Nog meer dan het vasten valt het celibaat zwaar aan de zinnelijke menselijke natuur. Daarom heeft de Kerk wetsbepalingen ervoor moeten uitvaardigen. Het eerst geschiedde dat op de synode te Elvira in Spanje in 306 voor de Spaanse Kerkprovincie, waar bepaald werd, dat bisschoppen, priesters en diakens niet mochten huwen, en indien zij gehuwd waren, dat zij dan in onthouding moesten leven. In verschillende bisdommen volgden dergelijke bepalingen, te Rome voor de Romeinse Kerkprovincie in 386. Deze bepalingen raakten hier en daar nogal eens in onbruik, totdat ca. 1100 een algemene celibaatswet voor de Kerk in het Westen werd uitgevaardigd. In het Oosten volgt men nog steeds de wetsbepaling van de Trullaanse Kerkvergadering in 692, aldus genoemd naar de koepelzaal van het keizerlijk paleis te Constantinopel, waar zij plaats had, welke iets milder is.

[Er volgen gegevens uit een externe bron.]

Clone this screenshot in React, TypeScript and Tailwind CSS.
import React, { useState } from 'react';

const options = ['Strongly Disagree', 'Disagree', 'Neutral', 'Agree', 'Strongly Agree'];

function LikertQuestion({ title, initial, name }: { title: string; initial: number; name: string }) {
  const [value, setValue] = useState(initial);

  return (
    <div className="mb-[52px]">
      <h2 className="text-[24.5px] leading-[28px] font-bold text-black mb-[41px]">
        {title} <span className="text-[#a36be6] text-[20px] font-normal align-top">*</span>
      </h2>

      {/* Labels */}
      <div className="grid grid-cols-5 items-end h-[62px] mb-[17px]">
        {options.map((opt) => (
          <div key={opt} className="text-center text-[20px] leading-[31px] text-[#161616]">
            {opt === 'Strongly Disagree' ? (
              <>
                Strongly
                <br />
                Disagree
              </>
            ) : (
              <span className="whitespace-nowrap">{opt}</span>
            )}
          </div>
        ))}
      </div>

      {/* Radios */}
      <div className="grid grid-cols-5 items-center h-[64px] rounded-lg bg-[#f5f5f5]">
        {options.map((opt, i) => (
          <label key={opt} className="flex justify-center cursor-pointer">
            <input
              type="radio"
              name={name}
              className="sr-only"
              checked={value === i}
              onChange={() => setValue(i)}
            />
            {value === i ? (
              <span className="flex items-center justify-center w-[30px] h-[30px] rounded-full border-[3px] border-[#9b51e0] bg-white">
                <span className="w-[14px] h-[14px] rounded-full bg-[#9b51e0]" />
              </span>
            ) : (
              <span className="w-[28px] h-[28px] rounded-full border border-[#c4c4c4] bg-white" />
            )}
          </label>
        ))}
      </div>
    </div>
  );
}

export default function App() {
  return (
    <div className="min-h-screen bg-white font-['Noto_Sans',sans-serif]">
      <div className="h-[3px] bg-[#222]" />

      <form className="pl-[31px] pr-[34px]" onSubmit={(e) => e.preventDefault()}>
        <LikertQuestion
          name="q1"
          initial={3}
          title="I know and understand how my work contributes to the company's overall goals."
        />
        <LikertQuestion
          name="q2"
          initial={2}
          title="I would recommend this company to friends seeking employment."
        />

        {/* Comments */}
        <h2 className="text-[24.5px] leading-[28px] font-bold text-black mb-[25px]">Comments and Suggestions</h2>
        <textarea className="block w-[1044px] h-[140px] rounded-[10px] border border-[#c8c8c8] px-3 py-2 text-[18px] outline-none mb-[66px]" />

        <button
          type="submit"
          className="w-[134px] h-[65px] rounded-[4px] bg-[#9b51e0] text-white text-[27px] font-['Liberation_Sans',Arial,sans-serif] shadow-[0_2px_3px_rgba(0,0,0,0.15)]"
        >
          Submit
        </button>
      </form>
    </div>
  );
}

• H. Epiphanius in "Adversus haereses Panarium" 59:4: "De zaak staat voorwaar zo, dat na Christus' komst op de wereld het allerheiligste voorschrift Gods hen, die na hun eerste huwelijk, als hun eerste echtgenote gestorven is, een tweede echtverbintenis gesloten hebben, niet toelaat tot het priesterschap, omdat de eer en waardigheid van het priesterschap ongelooflijk groot is. En de zeer heilige Kerk Gods houdt met alle voorzorg en nauwlettendheid daaraan vast. Ja, zij laat zelfs hem die nog gehuwd is en kinderen verwekt, ook al is hij maar een man van één vrouw, toch geenszins tot de rang van het priesterschap, bisschopsambt of diaconaat toe, maar slechts hem die zich van de huwelijksgemeenschap met zijn éne vrouw onthoudt, of wanneer zij hem ontvallen is: wat vooral daar gebeurt, waar de kerkelijke voorschriften nauwkeurig onderhouden worden."

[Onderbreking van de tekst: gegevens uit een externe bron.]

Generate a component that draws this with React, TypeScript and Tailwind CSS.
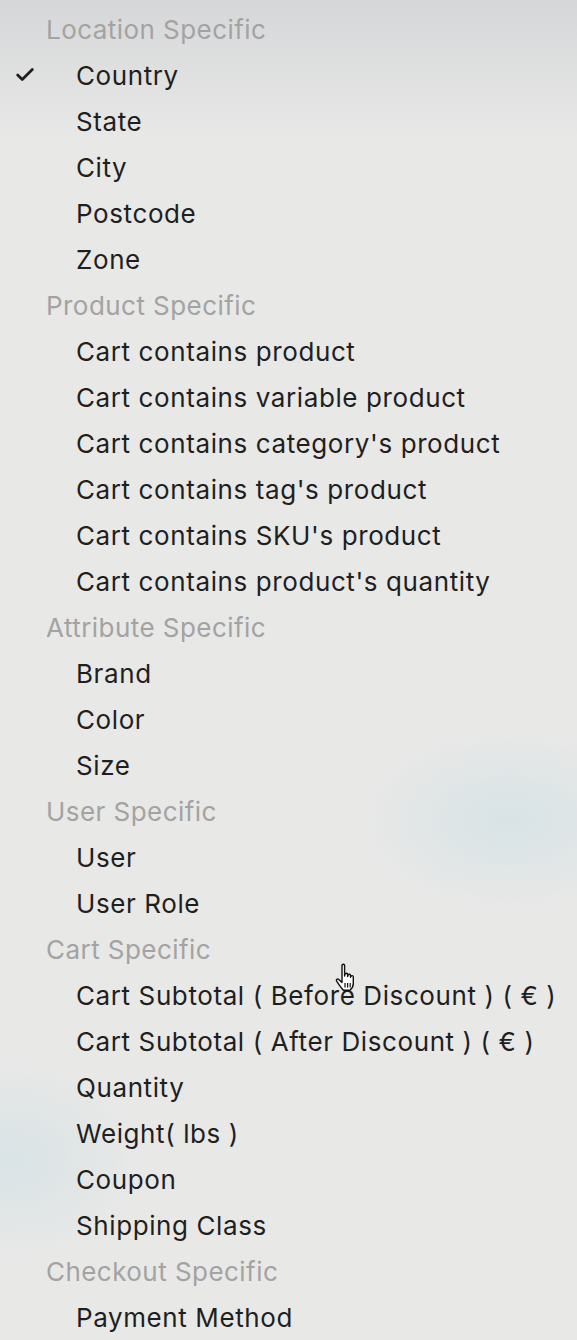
import { Check } from 'lucide-react'

type Group = { title: string; items: string[] }

const groups: Group[] = [
  { title: 'Location Specific', items: ['Country', 'State', 'City', 'Postcode', 'Zone'] },
  {
    title: 'Product Specific',
    items: [
      'Cart contains product',
      'Cart contains variable product',
      "Cart contains category's product",
      "Cart contains tag's product",
      "Cart contains SKU's product",
      "Cart contains product's quantity",
    ],
  },
  { title: 'Attribute Specific', items: ['Brand', 'Color', 'Size'] },
  { title: 'User Specific', items: ['User', 'User Role'] },
  {
    title: 'Cart Specific',
    items: [
      'Cart Subtotal ( Before Discount ) ( € )',
      'Cart Subtotal ( After Discount ) ( € )',
      'Quantity',
      'Weight( lbs )',
      'Coupon',
      'Shipping Class',
    ],
  },
  { title: 'Checkout Specific', items: ['Payment Method'] },
]

function HandCursor() {
  return (
    <svg width="30" height="34" viewBox="0 0 30 34" className="absolute left-[334px] top-[962px]">
      <path
        d="M8 3.5c0-1.6 2.6-1.6 2.6 0V14l.4-1.8c.4-1.5 2.6-1.3 2.6.3v2l.4-1.3c.4-1.4 2.5-1.2 2.5.3v1.8l.4-.9c.5-1.2 2.4-.9 2.4.5v6.6c0 3-1.6 5.3-3.4 6.8H9.4c-1.3-1.5-3.2-3.8-4.6-5.9L2.6 19.2c-.9-1.4.9-2.8 2.1-1.700L8 20.4z"
        fill="#fff"
        stroke="#111"
        strokeWidth="1.4"
        strokeLinejoin="round"
      />
      <path d="M11 21v4.5M13.6 21v4.5M16.2 21v4.5" stroke="#111" strokeWidth="1.2" />
    </svg>
  )
}

export default function App() {
  return (
    <div
      className="relative w-[577px] h-[1340px] overflow-hidden bg-[#e8e8e7] pt-[6px]"
      style={{ fontFamily: 'Inter, "Noto Sans", sans-serif' }}
    >
      {/* background tints */}
      <div className="absolute inset-x-0 top-0 h-[140px] bg-gradient-to-b from-[#d6d7d9] to-[#e8e8e7]" />
      <div className="absolute left-[360px] top-[730px] w-[300px] h-[180px] rounded-full bg-[radial-gradient(closest-side,#d8e3e6,#e8e8e700)]" />
      <div className="absolute left-[-120px] top-[1060px] w-[260px] h-[200px] rounded-full bg-[radial-gradient(closest-side,#d9e3e6,#e8e8e700)]" />

      <div className="relative flex flex-col">
        {groups.map((g) => (
          <div key={g.title} className="flex flex-col">
            <div className="h-[46px] flex items-center pl-[46px] text-[26px] text-[#a3a3a3] tracking-[0.45px]">
              {g.title}
            </div>
            {g.items.map((item) => (
              <div key={item} className="relative h-[46px] flex items-center pl-[76px] text-[26px] text-[#1f1f1f] tracking-[0.6px]">
                {item === 'Country' && (
                  <Check className="absolute left-[14px] w-[22px] h-[22px] text-[#1f1f1f]" strokeWidth={3} />
                )}
                {item}
              </div>
            ))}
          </div>
        ))}
      </div>

      <HandCursor />
    </div>
  )
}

• H. Hieronymus in brief 48, 21: "Christus, maagd, en Maria, maagd, hebben aan beide geslachten de eerstelingen der maagdelijkheid gewijd. De apostelen waren ofwel maagd, ofwel leefden zij na hun huwelijk in onthouding. Tot bisschop, priester, diaken worden ofwel maagden, of weduwnaars gekozen, of zij die na hun priesterschap zekerlijk voor eeuwig rein zijn."
Bron: http://www.stpiusx.be/protestantse-opwerpingen-tegen-de-katholieke-kerk (met toestemming overgenomen)
2 opmerkingen:
De paradijselijke menselijke staat is tot een onnatuurlijke staat verworden (zondeval) en kan alleen met onnatuurlijke middelen (celibaat) weer worden hersteld.....

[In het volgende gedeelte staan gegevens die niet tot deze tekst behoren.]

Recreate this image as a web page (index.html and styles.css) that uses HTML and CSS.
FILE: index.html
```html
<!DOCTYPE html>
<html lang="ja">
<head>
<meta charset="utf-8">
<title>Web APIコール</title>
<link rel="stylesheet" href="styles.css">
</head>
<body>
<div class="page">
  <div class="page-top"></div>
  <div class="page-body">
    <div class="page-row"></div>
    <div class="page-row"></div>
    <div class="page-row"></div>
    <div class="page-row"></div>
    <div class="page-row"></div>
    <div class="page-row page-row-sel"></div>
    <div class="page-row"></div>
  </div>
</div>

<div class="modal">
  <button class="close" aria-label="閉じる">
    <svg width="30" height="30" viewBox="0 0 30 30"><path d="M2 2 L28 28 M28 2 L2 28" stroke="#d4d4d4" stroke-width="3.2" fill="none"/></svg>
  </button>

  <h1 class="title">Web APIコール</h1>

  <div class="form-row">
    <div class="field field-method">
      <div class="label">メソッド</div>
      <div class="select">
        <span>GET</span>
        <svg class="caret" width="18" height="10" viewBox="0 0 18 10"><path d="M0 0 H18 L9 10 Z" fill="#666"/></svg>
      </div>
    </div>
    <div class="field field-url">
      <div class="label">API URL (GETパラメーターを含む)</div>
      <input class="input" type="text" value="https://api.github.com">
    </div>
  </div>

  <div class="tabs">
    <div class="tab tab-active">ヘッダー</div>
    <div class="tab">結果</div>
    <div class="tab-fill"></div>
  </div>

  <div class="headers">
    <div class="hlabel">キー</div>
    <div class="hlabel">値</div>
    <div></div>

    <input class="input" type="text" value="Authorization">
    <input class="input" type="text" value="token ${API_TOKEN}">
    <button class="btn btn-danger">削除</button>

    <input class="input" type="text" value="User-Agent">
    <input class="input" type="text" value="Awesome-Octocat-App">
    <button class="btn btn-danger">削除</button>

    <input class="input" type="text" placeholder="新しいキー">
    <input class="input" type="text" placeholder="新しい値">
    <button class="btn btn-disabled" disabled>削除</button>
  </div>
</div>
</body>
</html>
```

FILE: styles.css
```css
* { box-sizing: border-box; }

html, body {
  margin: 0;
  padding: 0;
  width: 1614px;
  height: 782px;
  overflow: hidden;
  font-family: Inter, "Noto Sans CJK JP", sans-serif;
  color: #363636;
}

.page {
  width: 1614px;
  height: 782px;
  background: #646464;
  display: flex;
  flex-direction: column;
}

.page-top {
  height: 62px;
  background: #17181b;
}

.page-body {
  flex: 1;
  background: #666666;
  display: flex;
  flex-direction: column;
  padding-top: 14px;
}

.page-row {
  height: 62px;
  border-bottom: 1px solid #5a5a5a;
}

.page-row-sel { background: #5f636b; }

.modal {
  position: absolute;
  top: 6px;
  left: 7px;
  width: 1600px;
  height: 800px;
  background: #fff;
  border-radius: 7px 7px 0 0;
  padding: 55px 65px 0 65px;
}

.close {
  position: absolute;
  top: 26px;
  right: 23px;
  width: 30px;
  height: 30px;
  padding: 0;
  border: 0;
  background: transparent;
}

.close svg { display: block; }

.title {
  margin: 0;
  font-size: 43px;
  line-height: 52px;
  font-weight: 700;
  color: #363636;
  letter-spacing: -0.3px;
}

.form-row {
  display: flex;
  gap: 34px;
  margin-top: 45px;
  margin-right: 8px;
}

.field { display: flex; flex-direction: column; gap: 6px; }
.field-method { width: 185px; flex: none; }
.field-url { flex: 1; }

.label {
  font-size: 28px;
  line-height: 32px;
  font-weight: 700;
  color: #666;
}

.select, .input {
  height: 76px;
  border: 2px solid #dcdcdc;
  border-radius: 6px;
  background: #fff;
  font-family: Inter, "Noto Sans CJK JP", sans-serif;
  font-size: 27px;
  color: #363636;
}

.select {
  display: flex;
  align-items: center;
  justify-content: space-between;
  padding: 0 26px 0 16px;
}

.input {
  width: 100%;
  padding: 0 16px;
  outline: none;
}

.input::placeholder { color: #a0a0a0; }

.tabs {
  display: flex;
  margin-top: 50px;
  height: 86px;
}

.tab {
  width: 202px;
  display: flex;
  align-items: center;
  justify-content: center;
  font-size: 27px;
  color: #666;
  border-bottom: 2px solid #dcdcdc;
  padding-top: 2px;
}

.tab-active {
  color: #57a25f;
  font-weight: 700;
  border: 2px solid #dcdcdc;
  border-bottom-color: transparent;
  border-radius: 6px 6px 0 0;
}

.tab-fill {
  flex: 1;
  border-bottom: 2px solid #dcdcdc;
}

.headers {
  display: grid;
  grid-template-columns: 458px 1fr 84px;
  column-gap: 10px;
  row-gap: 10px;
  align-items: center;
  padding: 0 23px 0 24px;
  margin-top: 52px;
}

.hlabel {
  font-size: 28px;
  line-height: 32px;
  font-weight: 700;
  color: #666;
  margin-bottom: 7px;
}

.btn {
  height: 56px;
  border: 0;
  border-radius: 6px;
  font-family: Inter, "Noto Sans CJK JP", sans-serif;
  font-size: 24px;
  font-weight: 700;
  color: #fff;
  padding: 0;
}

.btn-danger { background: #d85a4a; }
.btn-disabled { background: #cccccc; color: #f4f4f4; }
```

Het begrip bovennatuurlijk is feitenlijk niet juist, de celibataire levensstaat staat niet boven- of onder de parijselijke- of natuurlijke staat maar is feitenlijk een onnatuurlijke staat, zij het met een ander karakter dan de onnatuurlijke staat zoals de mensheid die kent na de zondeval....
Ik vind het lastig hierop goed te reageren, maar bij deze en poging. De natuur van de mens is na de zondeval verdorven, maar het is niet een geheel andere natuur. Het celibaat is denk ik een staat die vooruit loopt op het paradijs, waar de mens ook niet meer huwt of ten huwelijk neemt. Net zoals Maria die ook een genade heeft gekregen die vooruit loopt op de genade die we allemaal krijgen als gelovigen, maar Maria heeft die genade eerder en overvloediger dan wij gekregen.